--- START ---

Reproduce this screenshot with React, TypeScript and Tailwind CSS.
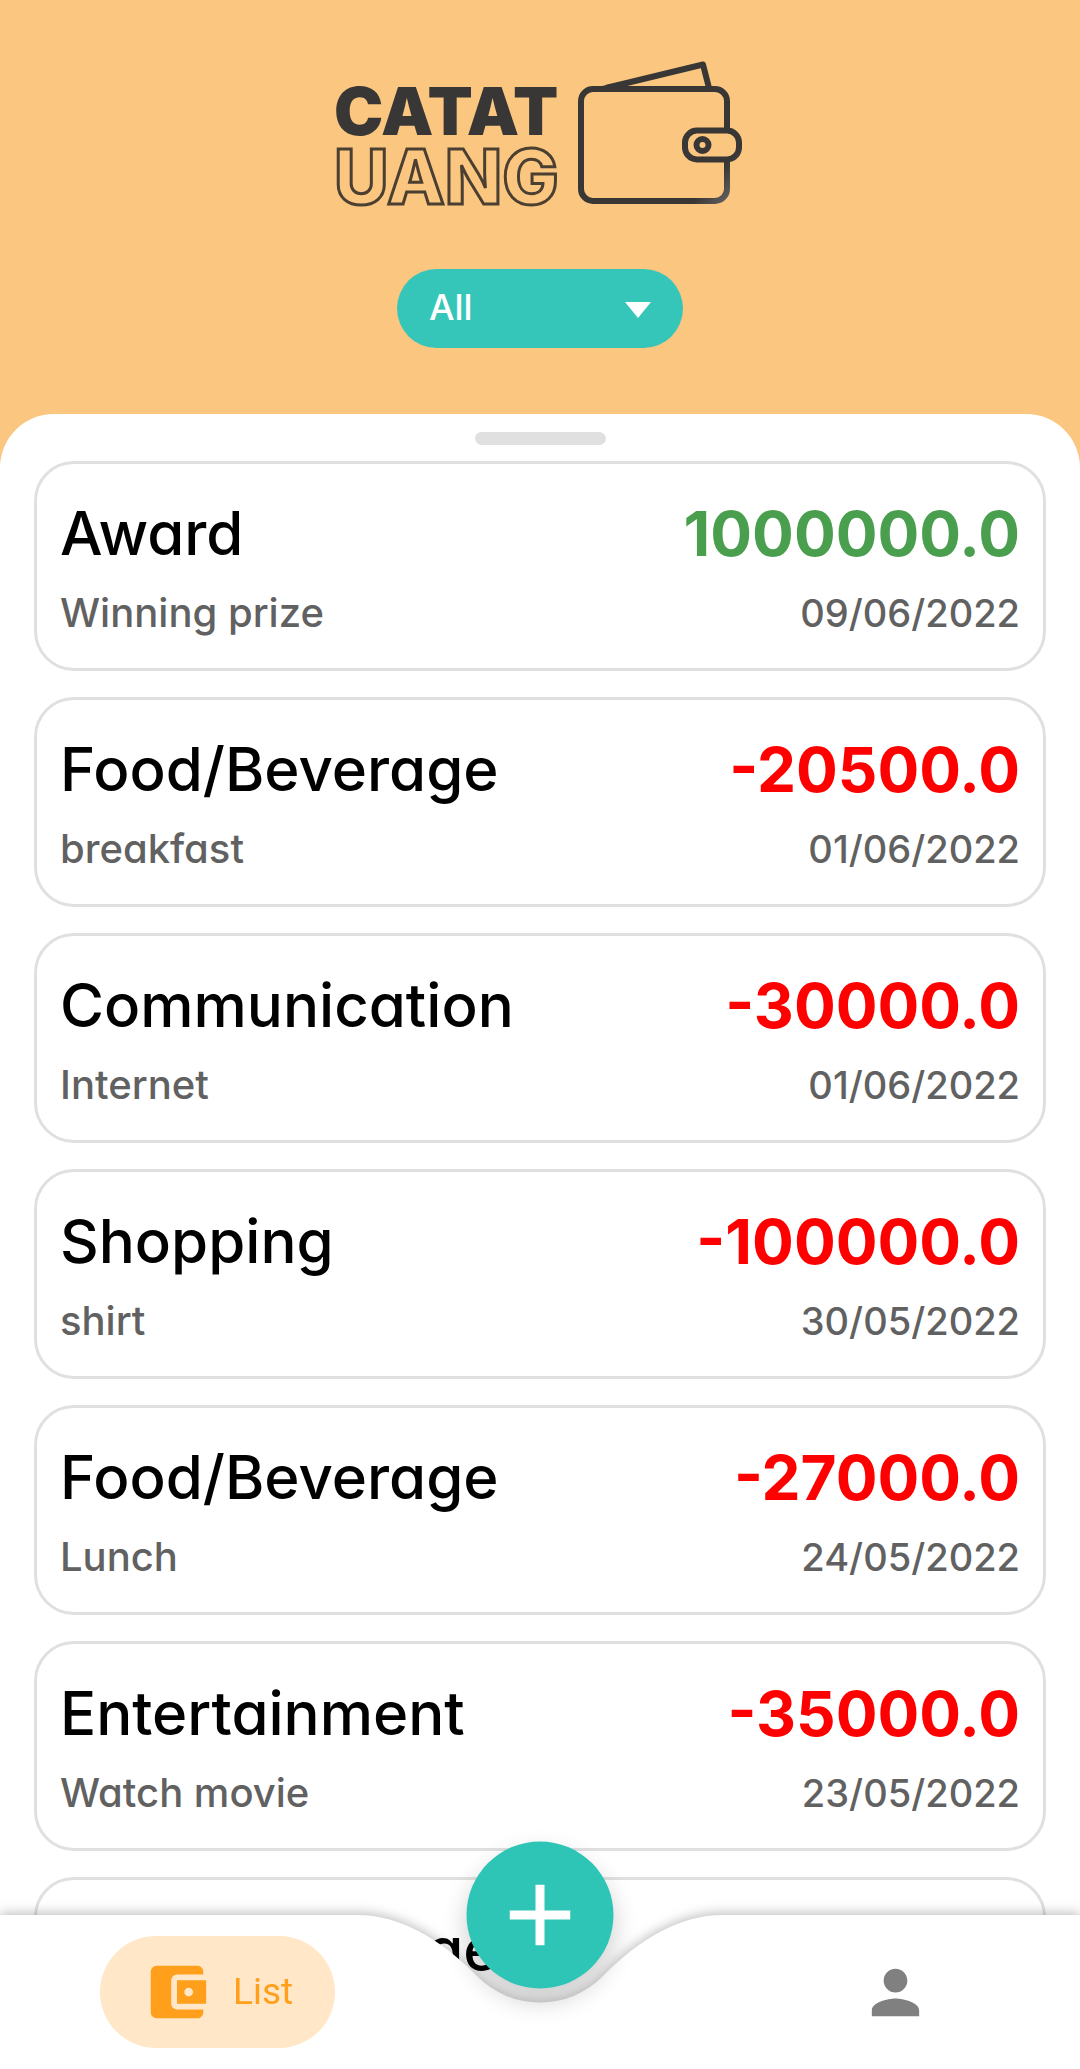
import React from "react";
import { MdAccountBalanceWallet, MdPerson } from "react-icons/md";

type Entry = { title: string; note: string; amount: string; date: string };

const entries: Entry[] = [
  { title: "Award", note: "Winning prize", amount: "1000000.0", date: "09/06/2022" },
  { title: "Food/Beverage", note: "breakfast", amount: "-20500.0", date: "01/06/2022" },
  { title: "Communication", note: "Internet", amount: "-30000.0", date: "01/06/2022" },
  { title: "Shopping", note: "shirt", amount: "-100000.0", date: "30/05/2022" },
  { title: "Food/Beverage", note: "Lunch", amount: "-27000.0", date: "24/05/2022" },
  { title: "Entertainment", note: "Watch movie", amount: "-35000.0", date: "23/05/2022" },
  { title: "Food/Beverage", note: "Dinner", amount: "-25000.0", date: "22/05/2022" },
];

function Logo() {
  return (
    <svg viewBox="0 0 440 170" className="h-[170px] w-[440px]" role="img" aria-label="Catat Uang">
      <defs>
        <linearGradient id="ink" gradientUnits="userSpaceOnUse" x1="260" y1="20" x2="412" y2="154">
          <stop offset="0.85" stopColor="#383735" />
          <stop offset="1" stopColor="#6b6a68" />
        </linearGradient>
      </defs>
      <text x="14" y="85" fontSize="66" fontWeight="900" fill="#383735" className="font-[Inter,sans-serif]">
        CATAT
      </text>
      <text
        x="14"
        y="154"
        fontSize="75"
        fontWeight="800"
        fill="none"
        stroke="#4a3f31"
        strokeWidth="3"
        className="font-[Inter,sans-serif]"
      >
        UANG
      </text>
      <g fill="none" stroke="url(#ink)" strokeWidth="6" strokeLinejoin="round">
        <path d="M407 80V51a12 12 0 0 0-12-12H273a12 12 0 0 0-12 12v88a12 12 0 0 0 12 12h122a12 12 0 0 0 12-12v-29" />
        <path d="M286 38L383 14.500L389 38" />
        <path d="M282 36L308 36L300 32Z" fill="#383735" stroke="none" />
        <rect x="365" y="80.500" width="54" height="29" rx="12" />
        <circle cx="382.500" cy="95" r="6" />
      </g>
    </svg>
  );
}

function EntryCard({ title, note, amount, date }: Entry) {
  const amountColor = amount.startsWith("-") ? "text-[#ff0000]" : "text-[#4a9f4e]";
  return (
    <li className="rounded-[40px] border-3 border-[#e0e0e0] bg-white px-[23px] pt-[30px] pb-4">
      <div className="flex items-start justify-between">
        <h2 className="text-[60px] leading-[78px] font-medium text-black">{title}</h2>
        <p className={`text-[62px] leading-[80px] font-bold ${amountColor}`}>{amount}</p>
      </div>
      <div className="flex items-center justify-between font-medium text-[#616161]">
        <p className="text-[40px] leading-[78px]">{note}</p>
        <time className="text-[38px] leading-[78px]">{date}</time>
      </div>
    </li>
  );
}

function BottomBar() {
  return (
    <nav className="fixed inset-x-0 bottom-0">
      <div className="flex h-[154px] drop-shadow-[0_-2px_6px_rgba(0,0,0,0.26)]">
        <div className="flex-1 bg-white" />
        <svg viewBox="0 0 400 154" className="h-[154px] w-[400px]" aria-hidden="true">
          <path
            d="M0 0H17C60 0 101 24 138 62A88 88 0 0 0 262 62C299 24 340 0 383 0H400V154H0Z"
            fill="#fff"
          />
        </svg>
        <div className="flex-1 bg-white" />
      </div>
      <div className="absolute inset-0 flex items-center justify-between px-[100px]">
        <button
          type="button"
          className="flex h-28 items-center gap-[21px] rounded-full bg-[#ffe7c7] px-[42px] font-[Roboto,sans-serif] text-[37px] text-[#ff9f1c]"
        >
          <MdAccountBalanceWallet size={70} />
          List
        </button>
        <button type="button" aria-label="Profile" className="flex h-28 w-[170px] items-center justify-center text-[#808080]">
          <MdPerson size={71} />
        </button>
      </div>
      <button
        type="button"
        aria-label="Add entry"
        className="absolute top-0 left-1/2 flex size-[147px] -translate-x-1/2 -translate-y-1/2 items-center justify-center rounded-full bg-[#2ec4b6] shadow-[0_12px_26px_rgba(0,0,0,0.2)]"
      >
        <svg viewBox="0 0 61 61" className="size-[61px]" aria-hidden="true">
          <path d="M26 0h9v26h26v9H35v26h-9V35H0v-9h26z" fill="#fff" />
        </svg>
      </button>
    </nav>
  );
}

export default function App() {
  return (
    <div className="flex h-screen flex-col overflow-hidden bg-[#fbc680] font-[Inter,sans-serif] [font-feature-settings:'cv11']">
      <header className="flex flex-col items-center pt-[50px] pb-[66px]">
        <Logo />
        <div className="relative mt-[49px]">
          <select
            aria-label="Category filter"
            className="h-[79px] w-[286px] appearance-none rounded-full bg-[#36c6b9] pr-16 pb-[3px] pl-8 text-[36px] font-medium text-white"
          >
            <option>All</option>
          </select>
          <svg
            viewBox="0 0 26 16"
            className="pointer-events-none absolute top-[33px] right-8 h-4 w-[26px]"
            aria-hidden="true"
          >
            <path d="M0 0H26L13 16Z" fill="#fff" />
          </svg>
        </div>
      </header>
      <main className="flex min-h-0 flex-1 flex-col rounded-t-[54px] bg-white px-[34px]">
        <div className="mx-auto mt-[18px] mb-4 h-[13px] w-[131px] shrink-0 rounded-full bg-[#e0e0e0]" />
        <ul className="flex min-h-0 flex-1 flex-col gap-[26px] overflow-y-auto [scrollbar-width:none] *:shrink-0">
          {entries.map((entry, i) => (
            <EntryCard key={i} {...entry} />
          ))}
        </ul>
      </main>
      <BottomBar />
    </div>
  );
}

--- END ---

» **Work to be completed**
Give every line back word for word and leave the pictures out.

» **Solution to this exercise**
Reproduce this screenshot with React, TypeScript and Tailwind CSS.
import React from "react";
import { MdAccountBalanceWallet, MdPerson } from "react-icons/md";

type Entry = { title: string; note: string; amount: string; date: string };

const entries: Entry[] = [
  { title: "Award", note: "Winning prize", amount: "1000000.0", date: "09/06/2022" },
  { title: "Food/Beverage", note: "breakfast", amount: "-20500.0", date: "01/06/2022" },
  { title: "Communication", note: "Internet", amount: "-30000.0", date: "01/06/2022" },
  { title: "Shopping", note: "shirt", amount: "-100000.0", date: "30/05/2022" },
  { title: "Food/Beverage", note: "Lunch", amount: "-27000.0", date: "24/05/2022" },
  { title: "Entertainment", note: "Watch movie", amount: "-35000.0", date: "23/05/2022" },
  { title: "Food/Beverage", note: "Dinner", amount: "-25000.0", date: "22/05/2022" },
];

function Logo() {
  return (
    <svg viewBox="0 0 440 170" className="h-[170px] w-[440px]" role="img" aria-label="Catat Uang">
      <defs>
        <linearGradient id="ink" gradientUnits="userSpaceOnUse" x1="260" y1="20" x2="412" y2="154">
          <stop offset="0.85" stopColor="#383735" />
          <stop offset="1" stopColor="#6b6a68" />
        </linearGradient>
      </defs>
      <text x="14" y="85" fontSize="66" fontWeight="900" fill="#383735" className="font-[Inter,sans-serif]">
        CATAT
      </text>
      <text
        x="14"
        y="154"
        fontSize="75"
        fontWeight="800"
        fill="none"
        stroke="#4a3f31"
        strokeWidth="3"
        className="font-[Inter,sans-serif]"
      >
        UANG
      </text>
      <g fill="none" stroke="url(#ink)" strokeWidth="6" strokeLinejoin="round">
        <path d="M407 80V51a12 12 0 0 0-12-12H273a12 12 0 0 0-12 12v88a12 12 0 0 0 12 12h122a12 12 0 0 0 12-12v-29" />
        <path d="M286 38L383 14.500L389 38" />
        <path d="M282 36L308 36L300 32Z" fill="#383735" stroke="none" />
        <rect x="365" y="80.500" width="54" height="29" rx="12" />
        <circle cx="382.500" cy="95" r="6" />
      </g>
    </svg>
  );
}

function EntryCard({ title, note, amount, date }: Entry) {
  const amountColor = amount.startsWith("-") ? "text-[#ff0000]" : "text-[#4a9f4e]";
  return (
    <li className="rounded-[40px] border-3 border-[#e0e0e0] bg-white px-[23px] pt-[30px] pb-4">
      <div className="flex items-start justify-between">
        <h2 className="text-[60px] leading-[78px] font-medium text-black">{title}</h2>
        <p className={`text-[62px] leading-[80px] font-bold ${amountColor}`}>{amount}</p>
      </div>
      <div className="flex items-center justify-between font-medium text-[#616161]">
        <p className="text-[40px] leading-[78px]">{note}</p>
        <time className="text-[38px] leading-[78px]">{date}</time>
      </div>
    </li>
  );
}

function BottomBar() {
  return (
    <nav className="fixed inset-x-0 bottom-0">
      <div className="flex h-[154px] drop-shadow-[0_-2px_6px_rgba(0,0,0,0.26)]">
        <div className="flex-1 bg-white" />
        <svg viewBox="0 0 400 154" className="h-[154px] w-[400px]" aria-hidden="true">
          <path
            d="M0 0H17C60 0 101 24 138 62A88 88 0 0 0 262 62C299 24 340 0 383 0H400V154H0Z"
            fill="#fff"
          />
        </svg>
        <div className="flex-1 bg-white" />
      </div>
      <div className="absolute inset-0 flex items-center justify-between px-[100px]">
        <button
          type="button"
          className="flex h-28 items-center gap-[21px] rounded-full bg-[#ffe7c7] px-[42px] font-[Roboto,sans-serif] text-[37px] text-[#ff9f1c]"
        >
          <MdAccountBalanceWallet size={70} />
          List
        </button>
        <button type="button" aria-label="Profile" className="flex h-28 w-[170px] items-center justify-center text-[#808080]">
          <MdPerson size={71} />
        </button>
      </div>
      <button
        type="button"
        aria-label="Add entry"
        className="absolute top-0 left-1/2 flex size-[147px] -translate-x-1/2 -translate-y-1/2 items-center justify-center rounded-full bg-[#2ec4b6] shadow-[0_12px_26px_rgba(0,0,0,0.2)]"
      >
        <svg viewBox="0 0 61 61" className="size-[61px]" aria-hidden="true">
          <path d="M26 0h9v26h26v9H35v26h-9V35H0v-9h26z" fill="#fff" />
        </svg>
      </button>
    </nav>
  );
}

export default function App() {
  return (
    <div className="flex h-screen flex-col overflow-hidden bg-[#fbc680] font-[Inter,sans-serif] [font-feature-settings:'cv11']">
      <header className="flex flex-col items-center pt-[50px] pb-[66px]">
        <Logo />
        <div className="relative mt-[49px]">
          <select
            aria-label="Category filter"
            className="h-[79px] w-[286px] appearance-none rounded-full bg-[#36c6b9] pr-16 pb-[3px] pl-8 text-[36px] font-medium text-white"
          >
            <option>All</option>
          </select>
          <svg
            viewBox="0 0 26 16"
            className="pointer-events-none absolute top-[33px] right-8 h-4 w-[26px]"
            aria-hidden="true"
          >
            <path d="M0 0H26L13 16Z" fill="#fff" />
          </svg>
        </div>
      </header>
      <main className="flex min-h-0 flex-1 flex-col rounded-t-[54px] bg-white px-[34px]">
        <div className="mx-auto mt-[18px] mb-4 h-[13px] w-[131px] shrink-0 rounded-full bg-[#e0e0e0]" />
        <ul className="flex min-h-0 flex-1 flex-col gap-[26px] overflow-y-auto [scrollbar-width:none] *:shrink-0">
          {entries.map((entry, i) => (
            <EntryCard key={i} {...entry} />
          ))}
        </ul>
      </main>
      <BottomBar />
    </div>
  );
}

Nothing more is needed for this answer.